How he got into firefighting, how technology has changed the profession over time, and his passion for serving the community
By Adam Hocking
MARSHFIELD — Marshfield Fire Chief Bob Haight took an untraditional path to his post as head of the fire department. He worked at a local manufacturer — Graham Wood Doors, which has now moved to Iowa — prior to transitioning to public service. In 1986 he started putting in time as a paid on-call firefighter, and his first day as a full-time firefighter and emergency medical technician (EMT) was June 10, 1990.
In 1998, after eight years of being an “on the line” firefighter and EMT, Haight was promoted to the post of deputy chief and became the head chief in 2013. All told, Haight has been a full-fledged member of the department for 25 years and has been involved with the department for almost 30 years.
“It really wasn’t where my heart was,” Haight said of his work in manufacturing prior to becoming a firefighter. Haight lived next door to a paid on-call firefighter, and from conversations with his neighbor it sounded like something he wanted to do.
“I always liked EMS (emergency medical services), but the fire was also just as infectious,” Haight said of his interest in joining the department. “I really intended to kind of spend my whole career being a line firefighter, but when this opportunity for deputy chief came up, I had a bunch of guys that said that I should do it.”
“My whole thing has always been what I viewed as being best for this department. So I wanted to make sure that I gave this department whatever I could that I thought would be in its best interest,” he said.
Going from firefighter to deputy chief and now chief, Haight’s duties are a combination of multiple positions. They encompass his political role as city department head, occasionally going out on calls responding to fire and medical emergencies, acting as a safety officer at fire scenes, working with news media, and setting his staff up for success.
One of the struggles for the department has been a perception that all they do is respond to fires, which as Haight says, are relatively rare in Marshfield. He added that in addition to responding to calls, the department works to educate the public about fire safety issues, runs the ambulance service, is equipped to handle hazardous materials in emergency situations, and every person in the department is both an EMT and a firefighter.
“The Marshfield Fire Department has become a little bit of everything.

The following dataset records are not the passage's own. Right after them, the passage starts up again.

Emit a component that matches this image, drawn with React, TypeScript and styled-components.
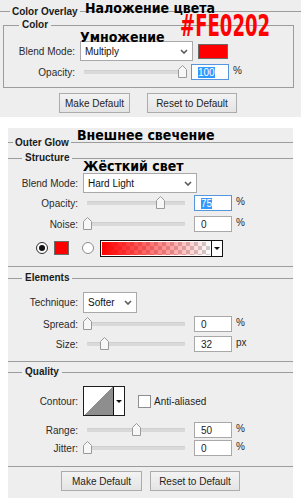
import React from "react";
import styled, { createGlobalStyle } from "styled-components";

const GlobalStyle = createGlobalStyle`
  html, body {
    margin: 0;
    padding: 0;
    background: #ffffff;
  }
  body {
    font-family: "Liberation Sans", Arial, sans-serif;
    font-size: 10px;
    color: #222;
  }
`;

const Page = styled.div`
  position: relative;
  width: 301px;
  height: 498px;
  overflow: hidden;
`;

const TopPanel = styled.section`
  height: 117px;
  background: #eeeeee;
  display: flex;
  flex-direction: column;
`;

const LowerPanel = styled.section`
  margin: 11px 0 0 8px;
  width: 285px;
  height: 370px;
  background: #eeeeee;
  display: flex;
  flex-direction: column;
`;

const HeadRow = styled.div<{ $dash: number; $pt: number }>`
  display: flex;
  align-items: center;
  height: 14px;
  padding-top: ${(p) => p.$pt}px;

  &::before,
  &::after {
    content: "";
    height: 1px;
    background: #9c9c9c;
  }
  &::before {
    width: ${(p) => p.$dash}px;
  }
  &::after {
    flex: 1;
  }
`;

const HeadText = styled.span`
  padding: 0 2px;
  font-weight: bold;
  color: #1b1b1b;
`;

const Group = styled.fieldset<{ $boxed?: boolean; $mt: number; $pt: number; $pb: number; $mx?: string }>`
  margin: ${(p) => p.$mt}px ${(p) => p.$mx ?? "0"};
  margin-bottom: 0;
  padding: ${(p) => p.$pt}px 0 ${(p) => p.$pb}px;
  min-width: 0;
  border: 1px solid #9c9c9c;
  ${(p) => (p.$boxed ? "" : "border-left: none; border-right: none;")}
`;

const Legend = styled.legend<{ $ml: number }>`
  margin-left: ${(p) => p.$ml}px;
  padding: 0 3px;
  height: 14px;
  line-height: 14px;
  font-weight: bold;
  color: #1b1b1b;
`;

const Row = styled.div<{ $h: number; $mt?: number; $pl?: number }>`
  display: flex;
  align-items: center;
  height: ${(p) => p.$h}px;
  margin-top: ${(p) => p.$mt ?? 0}px;
  padding-left: ${(p) => p.$pl ?? 0}px;
`;

const Label = styled.span<{ $w: number }>`
  flex: none;
  width: ${(p) => p.$w}px;
  margin-right: 5px;
  text-align: right;
  white-space: nowrap;
  color: #2a2a2a;
`;

const Select = styled.div<{ $w: number; $h: number }>`
  box-sizing: border-box;
  flex: none;
  display: flex;
  align-items: center;
  justify-content: space-between;
  width: ${(p) => p.$w}px;
  height: ${(p) => p.$h}px;
  padding: 0 4px;
  background: #ffffff;
  border: 1px solid #a9a9a9;
  color: #111;
`;

const Swatch = styled.span<{ $w: number; $h: number; $ml: number }>`
  box-sizing: border-box;
  flex: none;
  width: ${(p) => p.$w}px;
  height: ${(p) => p.$h}px;
  margin-left: ${(p) => p.$ml}px;
  background: #ff0000;
  border: 1px solid #6a6a6a;
`;

const SliderBox = styled.div`
  position: relative;
  flex: none;
  box-sizing: border-box;
  display: flex;
  align-items: center;
  width: 107px;
  height: 18px;
  padding: 0 5px 0 4px;
`;

const Track = styled.div`
  flex: 1;
  height: 3px;
  background: #d9d9d9;
  border-top: 1px solid #cfcfcf;
`;

const ThumbSvg = styled.svg`
  position: absolute;
  top: 2px;
`;

const NumField = styled.div<{ $focus?: boolean }>`
  box-sizing: border-box;
  flex: none;
  display: flex;
  align-items: center;
  width: 38px;
  height: 16px;
  margin-left: 4px;
  padding-left: 6px;
  background: #ffffff;
  border: 1px solid ${(p) => (p.$focus ? "#5596dc" : "#a8a8a8")};
  color: #222;
`;

const Picked = styled.span`
  background: #3399ff;
  color: #ffffff;
`;

const Unit = styled.span`
  margin-left: 4px;
  margin-top: -4px;
  color: #2a2a2a;
`;

const Radio = styled.span<{ $on?: boolean; $ml: number }>`
  box-sizing: border-box;
  flex: none;
  display: flex;
  align-items: center;
  justify-content: center;
  width: 12px;
  height: 12px;
  margin-left: ${(p) => p.$ml}px;
  border-radius: 50%;
  border: 1px solid ${(p) => (p.$on ? "#2e2e2e" : "#8c8c8c")};
  background: #ffffff;

  &::after {
    content: "";
    display: ${(p) => (p.$on ? "block" : "none")};
    width: 6px;
    height: 6px;
    border-radius: 50%;
    background: #111;
  }
`;

const GradientPick = styled.div`
  box-sizing: border-box;
  flex: none;
  display: flex;
  width: 123px;
  height: 17px;
  margin-left: 6px;
  border: 1px solid #111;
`;

const GradientFill = styled.div`
  flex: 1;
  border: 1px solid #ffffff;
  background: linear-gradient(to right, #ff0000 0%, rgba(255, 0, 0, 0.55) 45%, rgba(255, 0, 0, 0) 100%),
    conic-gradient(#cfcfcf 25%, #ffffff 0 50%, #cfcfcf 0 75%, #ffffff 0) 0 0 / 8px 8px;
`;

const DropArrow = styled.div`
  flex: none;
  width: 10px;
  display: flex;
  align-items: center;
  justify-content: center;
  background: #ffffff;
  border-left: 1px solid #111;

  &::after {
    content: "";
    border-left: 3px solid transparent;
    border-right: 3px solid transparent;
    border-top: 3px solid #111;
  }
`;

const ContourPick = styled.div`
  box-sizing: border-box;
  flex: none;
  display: flex;
  width: 42px;
  height: 30px;
  border: 1px solid #1e1e1e;
  background: #ffffff;
`;

const ContourPreview = styled.div`
  flex: 1;
  background: linear-gradient(to top left, #8e8e8e 50%, #ffffff 50%);
`;

const Checkbox = styled.span`
  box-sizing: border-box;
  flex: none;
  width: 13px;
  height: 13px;
  margin-left: 13px;
  background: #ffffff;
  border: 1px solid #8e8e8e;
`;

const CheckLabel = styled.span`
  margin-left: 3px;
  color: #1e1e1e;
`;

const ButtonBar = styled.div<{ $mt: number; $pl?: number; $gap: number; $center?: boolean }>`
  display: flex;
  justify-content: ${(p) => (p.$center ? "center" : "flex-start")};
  gap: ${(p) => p.$gap}px;
  margin-top: ${(p) => p.$mt}px;
  padding-left: ${(p) => p.$pl ?? 0}px;
`;

const Button = styled.button<{ $w: number }>`
  box-sizing: border-box;
  width: ${(p) => p.$w}px;
  height: 20px;
  padding: 0;
  font-family: "Liberation Sans", Arial, sans-serif;
  font-size: 10px;
  color: #1e1e1e;
  background: linear-gradient(#f3f3f3, #e4e4e4);
  border: 1px solid #acacac;
`;

const Note = styled.span<{ $x: number; $y: number }>`
  position: absolute;
  left: ${(p) => p.$x}px;
  top: ${(p) => p.$y}px;
  font-family: "DejaVu Sans Condensed", "DejaVu Sans", sans-serif;
  font-stretch: condensed;
  font-weight: bold;
  font-size: 14px;
  line-height: 1;
  color: #000000;
  white-space: nowrap;
`;

const HexNote = styled(Note)`
  font-size: 30px;
  color: #fe0202;
  transform: scaleX(0.67);
  transform-origin: left top;
`;

const Chevron = () => (
  <svg width="8" height="5" viewBox="0 0 8 5">
    <path d="M1 1 L4 4 L7 1" fill="none" stroke="#5a5a5a" strokeWidth="1.6" />
  </svg>
);

const Slider: React.FC<{ value: number; max?: number }> = ({ value, max = 100 }) => (
  <SliderBox>
    <Track />
    <ThumbSvg width="9" height="13" viewBox="0 0 9 13" style={{ left: 4 + (value / max) * 98 - 4.5 }}>
      <path d="M0.5 4.5 L4.5 0.5 L8.5 4.5 V12.5 H0.5 Z" fill="#f7f7f7" stroke="#9a9a9a" />
    </ThumbSvg>
  </SliderBox>
);

const App: React.FC = () => {
  return (
    <Page>
      <GlobalStyle />
      <TopPanel>
        <HeadRow $dash={10} $pt={4}>
          <HeadText>Color Overlay</HeadText>
        </HeadRow>
        <Group $boxed $mt={0} $mx="7px 0 3px" $pt={9} $pb={6}>
          <Legend $ml={15}>Color</Legend>
          <Row $h={20}>
            <Label $w={71}>Blend Mode:</Label>
            <Select $w={113} $h={20}>
              <span>Multiply</span>
              <Chevron />
            </Select>
            <Swatch $w={30} $h={15} $ml={5} />
          </Row>
          <Row $h={18} $mt={2}>
            <Label $w={71}>Opacity:</Label>
            <Slider value={100} />
            <NumField $focus>
              <Picked>100</Picked>
            </NumField>
            <Unit>%</Unit>
          </Row>
        </Group>
        <ButtonBar $mt={5} $pl={59} $gap={17}>
          <Button $w={71}>Make Default</Button>
          <Button $w={90}>Reset to Default</Button>
        </ButtonBar>
      </TopPanel>

      <LowerPanel>
        <HeadRow $dash={5} $pt={7}>
          <HeadText>Outer Glow</HeadText>
        </HeadRow>

        <Group $mt={2} $pt={8} $pb={9}>
          <Legend $ml={14}>Structure</Legend>
          <Row $h={20}>
            <Label $w={70}>Blend Mode:</Label>
            <Select $w={114} $h={20}>
              <span>Hard Light</span>
              <Chevron />
            </Select>
          </Row>
          <Row $h={18} $mt={1}>
            <Label $w={70}>Opacity:</Label>
            <Slider value={75} />
            <NumField $focus>
              <Picked>75</Picked>
            </NumField>
            <Unit>%</Unit>
          </Row>
          <Row $h={18} $mt={3}>
            <Label $w={70}>Noise:</Label>
            <Slider value={0} />
            <NumField>0</NumField>
            <Unit>%</Unit>
          </Row>
          <Row $h={18} $mt={6} $pl={28}>
            <Radio $on $ml={0} />
            <Swatch $w={15} $h={14} $ml={6} />
            <Radio $ml={13} />
            <GradientPick>
              <GradientFill />
              <DropArrow />
            </GradientPick>
          </Row>
        </Group>

        <Group $mt={4} $pt={7} $pb={8}>
          <Legend $ml={14}>Elements</Legend>
          <Row $h={21}>
            <Label $w={70}>Technique:</Label>
            <Select $w={54} $h={21}>
              <span>Softer</span>
              <Chevron />
            </Select>
          </Row>
          <Row $h={18} $mt={2}>
            <Label $w={70}>Spread:</Label>
            <Slider value={0} />
            <NumField>0</NumField>
            <Unit>%</Unit>
          </Row>
          <Row $h={18} $mt={2}>
            <Label $w={70}>Size:</Label>
            <Slider value={32} max={175} />
            <NumField>32</NumField>
            <Unit>px</Unit>
          </Row>
        </Group>

        <Group $mt={3} $pt={7} $pb={9}>
          <Legend $ml={14}>Quality</Legend>
          <Row $h={30}>
            <Label $w={70}>Contour:</Label>
            <ContourPick>
              <ContourPreview />
              <DropArrow />
            </ContourPick>
            <Checkbox />
            <CheckLabel>Anti-aliased</CheckLabel>
          </Row>
          <Row $h={18} $mt={5}>
            <Label $w={70}>Range:</Label>
            <Slider value={50} />
            <NumField>50</NumField>
            <Unit>%</Unit>
          </Row>
          <Row $h={18}>
            <Label $w={70}>Jitter:</Label>
            <Slider value={0} />
            <NumField>0</NumField>
            <Unit>%</Unit>
          </Row>
        </Group>

        <ButtonBar $mt={4} $gap={8} $center>
          <Button $w={81}>Make Default</Button>
          <Button $w={90}>Reset to Default</Button>
        </ButtonBar>
      </LowerPanel>

      <Note $x={85} $y={1}>Наложение цвета</Note>
      <HexNote $x={180} $y={11}>#FE0202</HexNote>
      <Note $x={80} $y={30}>Умножение</Note>
      <Note $x={77} $y={128}>Внешнее свечение</Note>
      <Note $x={83} $y={159}>Жёсткий свет</Note>
    </Page>
  );
};

export default App;
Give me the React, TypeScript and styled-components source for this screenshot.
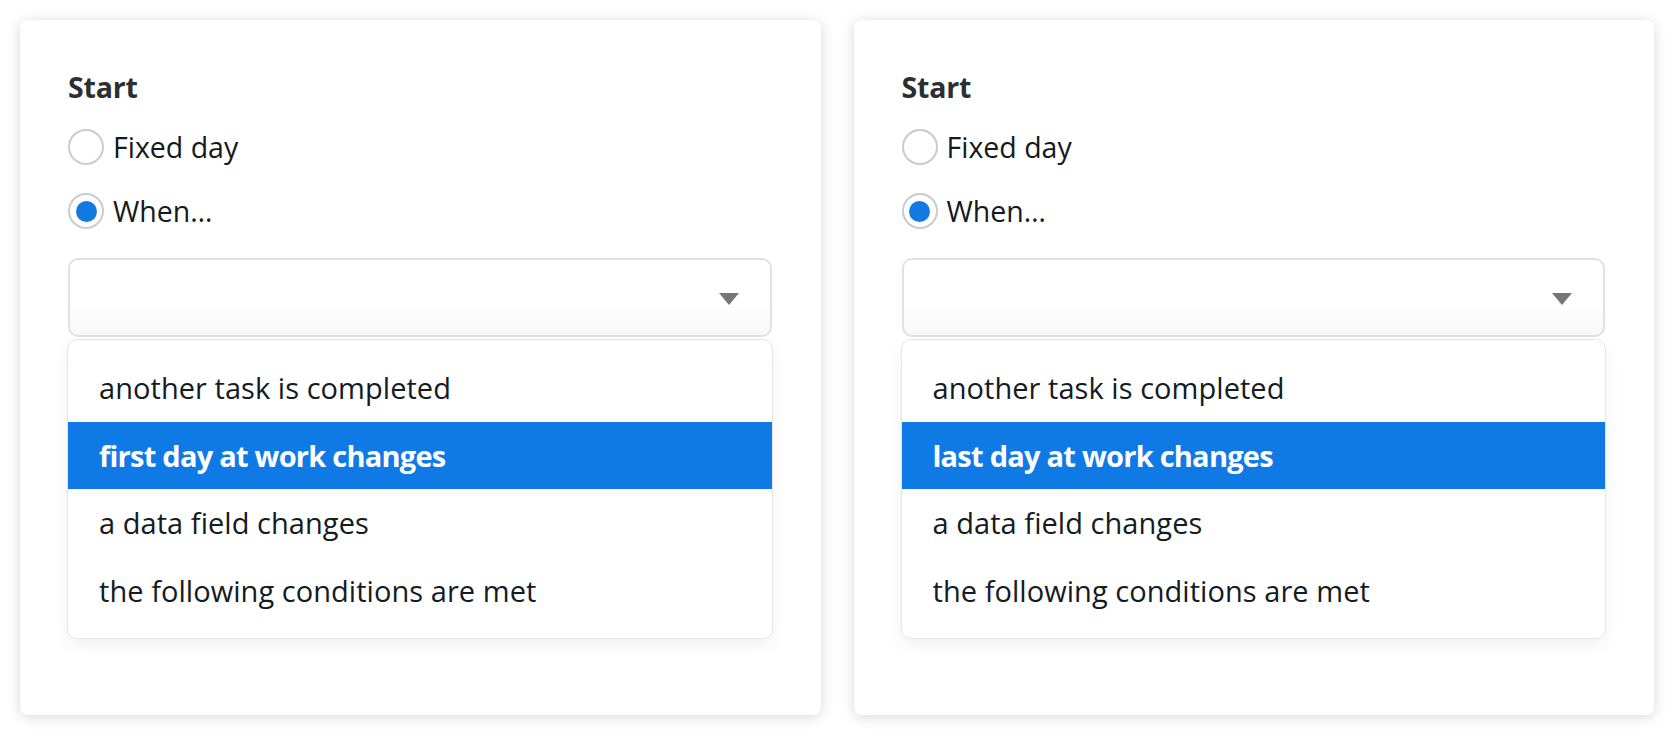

So we take on roles that are not traditional to the fire service, but then again, who else is going to do it?” Haight said.
The role of technology
Over the course of his career, Haight said that technology has been a major force for change within the department. Air packs, which firefighters use for air when they enter a fire environment, now last much longer than they did in the past. Collecting data and finding empirical evidence to determine best practices and improve protocols has also become a central focus.
Thermal imaging cameras are another technological evolution and can scan for differences in the temperature of an environment to help detect where a person is located within a burning building. Haight added that equipment on both fire engines and ambulances has also improved.
“There’s all these things that are out there that are really for the benefit of the people that we’re out to help,” Haight said. He added that the ambulance service has gone from being minimally equipped with just first aid supplies to, “Now we’re actually bringing the emergency room out to the patient.”
The department’s defibrillators can now measure a person’s blood oxygen levels and provide an electrocardiogram.
“We can even tell (with a defibrillator) how much CO2 is in their breath going out because that percentage of CO2 tells us how well the body is taking in oxygen and giving off,” Haight said.
The department recently acquired two Lucas 2 Chest Compression Systems, which provide automated chest compressions during CPR negating human deficiencies such as fatigue or inconsistent rhythm.
Passion and challenges
Haight is 60 years old and has committed to being the chief for at least another four years but may do it longer.
“The joy about it is I love doing what I’m doing,” Haight said. “I really love what I’m doing. I could retire if I wanted to, … but it’s like I’m not doing it to get my retirement to where I would like it to be. I’m doing it because I just like doing what I’m doing. And so until that stops, I will continue doing it.”
He added, “I love working with the public. I love teaching and talking about this department. I think we offer an awful lot.”
He said one of the biggest challenges he faces is the time commitment of his position.
“My wife will tell you that I live here (at the department). Not enough hours in the day,” Haight said.